La giurisprudenza non di rado si è occupata della rilevanza della violazione della norma deontologica ai fini del riconoscimento del compenso al professionista trasgressore; anche di recente, in tema di inosservanza della regola di condotta che impedisce all’avvocato di assumere un mandato professionale in conflitto con gli interessi di un proprio assistito o interferisca con lo svolgimento di altro incarico anche non professionale, ha ritenuto retribuibile l’attività utilmente prestata (Cass. Civ., Sez. III, 27 settembre 2018, n. 23186).

Approfondendo le due ipotesi sopra elencate, tuttavia, pare necessario fare alcune distinzioni, principiando dal secondo caso (b), che appare meno problematico, quello cioè della incompatibilità sopravvenuta: in tal caso, facendo applicazione dell’art. 196 cod. proc. civ., la sostituzione del consulente si rivela rimedio idoneo. In linea di principio, non vi doverebbero essere ragioni per invalidare l’attività svolta dal consulente sostituito prima del verificarsi della causa di incompatibilità; il riconoscimento del compenso per tale attività sarebbe, in conclusione, difficilmente contestabile.

Nel primo caso, quello cioè dell’incompatibilità iniziale (a), invece, il consulente tecnico dell’ufficio non avrebbe dovuto accettare l’incarico ed è più arduo, da un punto di vista sostanziale ed emotivo, accettare l’idea che il compenso sia dovuto.

L’art. 196 cod. proc. civ. è stato interpretato dalla dottrina (SATTA, op. cit., pag. 117; PROTETTÌ-PROTETTÌ, op. cit., pag. 98) come disciplinante due provvedimenti, i quali differiscono quanto a presupposti di operatività :

1) la rinnovazione delle indagini peritali, che ne implica la conclusione;

2) la sostituzione del consulente, che postula, all’opposto, che l’indagine peritale sia ancora in corso.

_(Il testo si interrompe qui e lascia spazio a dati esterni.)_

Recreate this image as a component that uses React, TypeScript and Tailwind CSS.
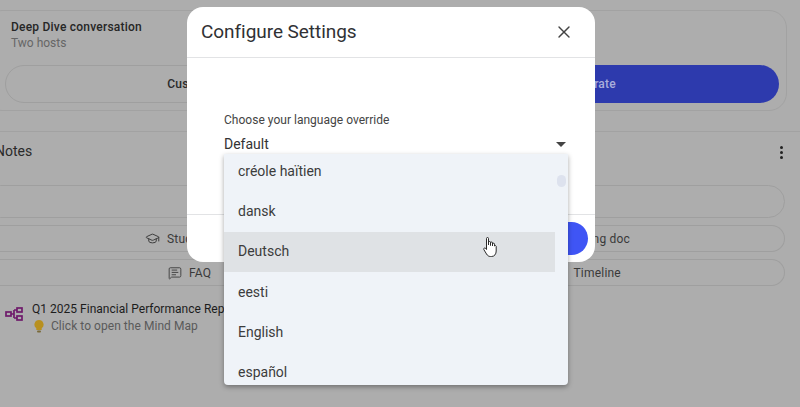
import { GraduationCap, MessageSquareText, X } from "lucide-react";

const langs = ["créole haïtien", "dansk", "Deutsch", "eesti", "English", "español"];

function Pill({ children, className = "" }: { children?: React.ReactNode; className?: string }) {
  return (
    <div className={"flex items-center justify-center rounded-full border border-[#9f9f9f] text-[12px] tracking-[0.2px] text-[#3a3a3a] " + className}>
      {children}
    </div>
  );
}

export default function App() {
  return (
    <div className="relative h-[407px] w-[800px] overflow-hidden bg-[#adadad] font-['Roboto',sans-serif]">
      <div className="flex h-full flex-col pt-[10px]">
        <div className="ml-[-16px] mr-[13px] flex h-[101px] flex-col rounded-[18px] border border-[#a2a2a2] pl-[26px] pr-[7px] pt-[8px]">
          <div className="text-[12px] font-medium leading-[16px] tracking-[0.22px] text-[#262626]">Deep Dive conversation</div>
          <div className="text-[12px] leading-[17px] text-[#666]">Two hosts</div>
          <div className="ml-[-6px] mt-[13px] flex gap-[10px]">
            <Pill className="h-[38px] w-[380px] pl-[4px] font-medium">
              <span className="text-[#2a2a2a]">Customize</span>
            </Pill>
            <div className="flex h-[38px] w-[385px] items-center justify-center rounded-full bg-[#2d3aad] pl-[8px] text-[12px] font-medium tracking-[0.2px] text-[#a9aedb]">Generate</div>
          </div>
        </div>
        <div className="mt-[20px] flex h-[41px] items-start justify-between border-t border-[#a2a2a2] pr-[17px] pt-[10px]">
          <span className="ml-[-5px] text-[14px] leading-[18px] text-[#2a2a2a]">Notes</span>
          <div className="mt-[4px] flex flex-col gap-[2px]">
            <span className="h-[3px] w-[3px] rounded-full bg-[#222]" />
            <span className="h-[3px] w-[3px] rounded-full bg-[#222]" />
            <span className="h-[3px] w-[3px] rounded-full bg-[#222]" />
          </div>
        </div>
        <div className="ml-[-16px] mr-[15px] mt-[13px] flex flex-col">
          <Pill className="h-[33px] rounded-[14px]" />
          <div className="mt-[7px] flex h-[27px]">
            <Pill className="h-[27px] w-[50%] gap-[7px] !justify-start rounded-r-none border-r-0 pl-[160px]">
              <GraduationCap size={15} strokeWidth={1.6} className="text-[#3f3f3f]" />
              <span>Study guide</span>
            </Pill>
            <Pill className="h-[27px] w-[50%] !justify-start rounded-l-none border-l-0 pl-[179px]">Briefing doc</Pill>
          </div>
          <div className="mt-[7px] flex h-[27px]">
            <Pill className="h-[27px] w-[50%] gap-[7px] !justify-start rounded-r-none border-r-0 pl-[183px]">
              <MessageSquareText size={14} strokeWidth={1.6} className="text-[#3f3f3f]" />
              <span>FAQ</span>
            </Pill>
            <Pill className="h-[27px] w-[50%] !justify-start rounded-l-none border-l-0 pl-[189px]">Timeline</Pill>
          </div>
        </div>
        <div className="ml-[5px] mt-[15px] flex gap-[9px]">
          <svg width="18" height="16" viewBox="0 0 18 16" fill="none" stroke="#6f1a6b" strokeWidth="1.7" className="mt-[5px]">
            <rect x="1" y="6" width="5" height="4" />
            <rect x="12" y="2" width="5" height="4" />
            <rect x="12" y="10" width="5" height="4" />
            <path d="M6 8h3M9 4v8M9 4h3M9 12h3" />
          </svg>
          <div className="flex flex-col">
            <span className="whitespace-nowrap text-[12px] leading-[17px] tracking-[0.02px] text-[#1c1c1c]">Q1 2025 Financial Performance Report</span>
            <span className="flex items-center gap-[7px] text-[12px] leading-[17px] tracking-[0.05px] text-[#5a5a5a]">
              <svg width="10" height="13" viewBox="0 0 10 13" className="ml-[2px]">
                <path d="M5 0a4.6 4.6 0 0 0-2.7 8.3V10h5.4V8.3A4.6 4.6 0 0 0 5 0Z" fill="#b8901f" />
                <rect x="3" y="10.6" width="4" height="2" rx="1" fill="#7a6a3a" />
              </svg>
              Click to open the Mind Map
            </span>
          </div>
        </div>
      </div>

      {/* modal */}
      <div className="absolute left-[187px] top-[7px] flex h-[255px] w-[408px] flex-col rounded-[16px] bg-white">
        <div className="flex h-[51px] shrink-0 items-center justify-between border-b border-[#e2e3e5] pl-[14px] pr-[21px]">
          <span className="font-['Roboto',sans-serif] text-[19px] leading-[26px] tracking-[-0.05px] text-[#303134]">Configure Settings</span>
          <X size={20} strokeWidth={1.7} className="text-[#444]" />
        </div>
        <div className="flex flex-1 flex-col pl-[37px] pr-[29px] pt-[54px]">
          <div className="text-[12px] leading-[16px] tracking-[0.02px] text-[#444]">Choose your language override</div>
          <div className="mt-[7px] flex items-center justify-between">
            <span className="text-[14px] leading-[18px] text-[#333]">Default</span>
            <span className="h-0 w-0 border-x-[5px] border-t-[5px] border-x-transparent border-t-[#444]" />
          </div>
        </div>
        <div className="flex h-[48px] shrink-0 justify-end border-t border-[#e2e3e5] pr-[7px] pt-[7px]">
          <div className="h-[33px] w-[120px] rounded-full bg-[#3f55f5]" />
        </div>
      </div>

      {/* dropdown */}
      <div className="absolute left-[224px] top-[154px] h-[231px] w-[344px] overflow-hidden rounded-b-[4px] bg-[#eff3f8] shadow-[0_2px_5px_rgba(0,0,0,0.35)]">
        <div className="mt-[-2.6px] flex w-[331px] flex-col">
          {langs.map((l) => (
            <div key={l} className={"flex h-[40.2px] shrink-0 items-center pl-[14px] text-[14px] text-[#3c3c3c] " + (l === "Deutsch" ? "bg-[#dfe2e5]" : "")}>
              {l}
            </div>
          ))}
        </div>
        <div className="absolute left-[333px] top-[21px] h-[12px] w-[9px] rounded-full bg-[#dde2ee]" />
      </div>

      {/* cursor */}
      <svg width="15" height="21" viewBox="0 0 15 21" className="absolute left-[483px] top-[237px]" fill="#ffffff" stroke="#2b2b2b" strokeWidth="1" strokeLinejoin="round">
        <path d="M3.5 1.5a1 1 0 0 1 2 0V8V5.5a1 1 0 0 1 2 0V8.5V6a1 1 0 0 1 2 0V9V7.2a1 1 0 0 1 2 0V9a1 1 0 0 1 1.7 0.3V14c0 3-1.7 5.5-4.7 5.5H7.5C5.5 19.500 4.500 18.500 3.500 17L0.800 12.500C0.300 11.500 1.700 10.300 2.600 11.300L3.500 12.500Z" />
      </svg>
    </div>
  );
}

Invero, però, l’art. 196 cod. proc. civ. («Il giudice ha sempre la facoltà di disporre la rinnovazione delle indagini e, per gravi motivi, la sostituzione del consulente tecnico») potrebbe essere interpretato come disciplinante una gradazione di provvedimenti: rinnovazione della consulenza, quale rimedio più blando, e sostituzione del c.t.u. quale rimedio più severo. Da ciò discenderebbe, in maniera pressoché necessitata, sotto un profilo logico, che la sostituzione del consulente imponga la rinnovazione delle indagini. Se questa fosse la prospettiva ermeneutica, allora difficilmente potrebbe continuare a sostenersi l’utilità (e l’acquisibilità agli atti) della consulenza svolta in condizioni, che avrebbero legittimato la ricusazione. Da qui alla negazione del compenso, il passo sarebbe assai breve, proprio in ragione della carenza di utilità della attività svolta, salvo voler approfondire la tematica della rilevanza civilistica, sub specie dell’inadempimento, della violazione della norma deontologica da parte del consulente tecnico dell’ufficio. Ma di ciò, la pronuncia annotata non fa menzione.